Bartering offers more marketing exposure while conserving cash.

Say "barter" and you might think of swapping massages for knitted sweaters. Yet organized barter is a $9 billion-a-year trade strategy that is used by thousands of companies around the world.

Besides the almost endless choice of products and services, there are strategic advantages to bartering. Douglas Dagenais, vice president of Barter Corp., cites three major benefits:

  • Increased market share. Bartering connects you with customers you might not normally serve in a cash economy.
  • Conserved cash. By trading for a product or service that’s needed, the company does not use up cash.
  • Another form of credit. A company can apply for a line of credit from their barter exchange, allowing it to trade its products or services over time.

How Barter Works

Founded in 1981, Barter Corp. today has a client list of about 3,000 businesses. Like other barter exchanges, it links companies that need the products and services provided by other firms.

"Somebody may call us and say they need heating/air conditioning units for their buildings," says Dagenais. "If we don’t have a company that can provide that, we’ll call around and find one. We then put the two in contact with each other, and they negotiate on their own," he adds.

Payment is handled through "trade credits," with each trade credit equivalent to $1. The exchange charges a 6.5% cash commission on what each company sells and buys. There is also a monthly maintenance fee — $15 in cash plus $15 in barter credits, which Barter Corp. applies to the purchase of products and services that it needs.
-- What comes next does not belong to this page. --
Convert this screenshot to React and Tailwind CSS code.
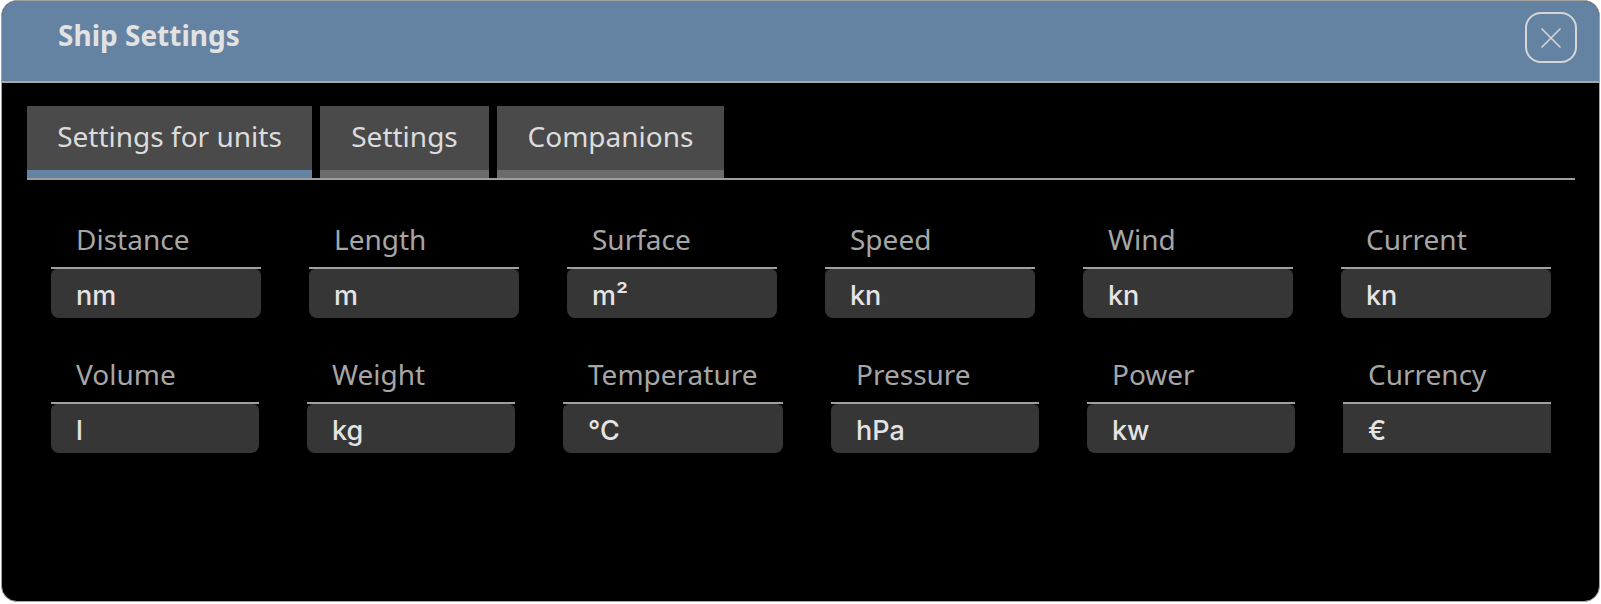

"Probably 10% of my income is in trade credits," notes Dagenais. He has bartered for dental work, vacations, even children’s schooling.

Investigating Exchanges

Before signing up with any barter exchange, do your homework:

  • Find out if the exchange is registered with the International Reciprocal Trade Association.
  • Make sure the exchange can obtain the products and services you need. Also, find out if the exchange has a demand for the product that you offer. Tip: One of the advantages of a larger exchange is that there is usually a greater diversity of products and services.
  • Ask for referrals, and make those calls. Ask references how quickly the exchange responds when a business calls for a product.
  • Start small. Barter a little at a time until you’re sure you like it.

Tax Issues

In the eyes of the IRS, handle barter arrangements as if they were cash. In other words, if you barter for a business expense, you can put it down as an expense. Barter Corp. issues Form 1099B at the end of the year.

Tip: It’s important to keep accurate records of all barter exchanges. This is easier when the barter exchange issues monthly statements and a year-end tax form.